The complex is entered through three gates, north, south and west, which lead into a courtyard enclosed by the U-shaped zawiya on three sides. An inscriptive plaque located above the northern gate bears a saying of the Prophet. Located to the east of the courtyard, the mosque is entered through a five-bay classical Ottoman portico that precedes the narthex. Its central plan is composed of an octagon inscribed in a rectangle; the domed octagonal nave is outlined by a continuous gallery on two floors, which envelops the nave to the north, west and south. The galleries terminate on either end of an apsidal sanctuary projecting to the east.
Composed of sixteen ribs with eight windows, the nave dome is supported on eight wide arches that fall on eight heavy piers forming an octagon. The space between the piers is spanned by twenty-eight marble columns, two in each bay with the exception of the sanctuary, that form the double-story gallery. The upper gallery columns are interlaced with small arches and wooden balustrades. Columns at the four corners of the nave are arranged to form semi-circular niches that are crowned with semi-domes at the upper gallery level. The nave is elaborately detailed with carved capitals, and the gallery entablature-inscribed with a poetic praise of Justinian and his wife, Theodora-has a delicate contour.

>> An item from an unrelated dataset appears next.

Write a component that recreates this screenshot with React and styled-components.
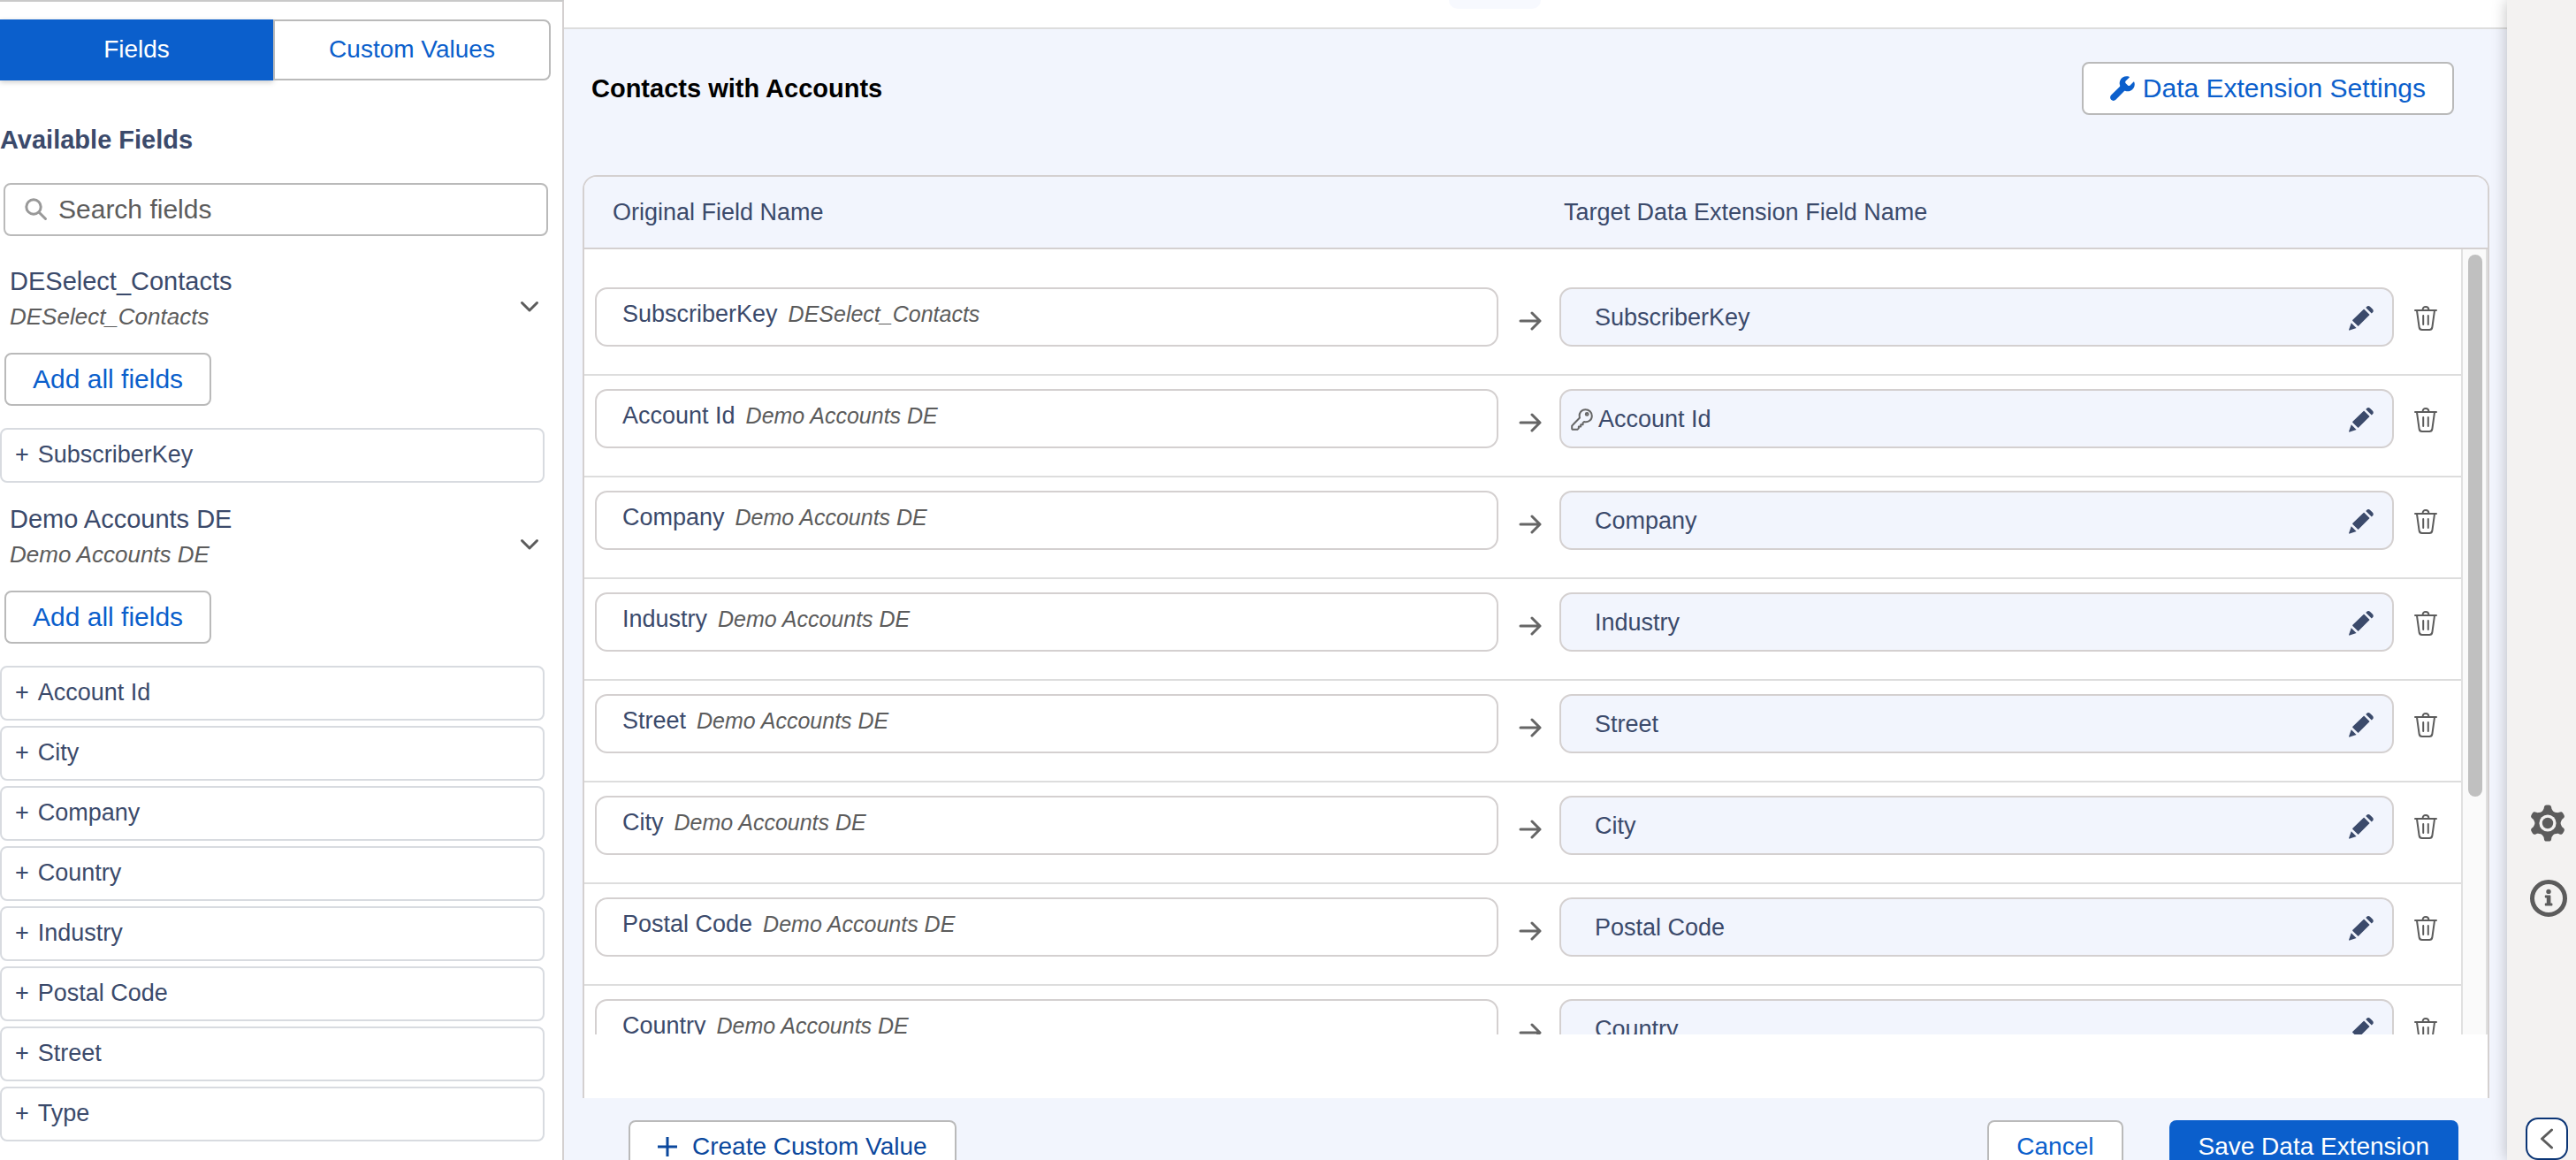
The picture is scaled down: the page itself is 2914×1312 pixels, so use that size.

To the west, the gallery joins an unadorned double-story narthex, separated only by a series of columns and piers. Three small bays, placed along the southern gallery, may have led into the adjoining Church Sts. Peter and Paul. This wall, as seen from the outside, is indeed the northern wall of the latter church that remains incorporated into the neighboring structure. The mosque has a single minaret on the southwest corner, which dates from 1955.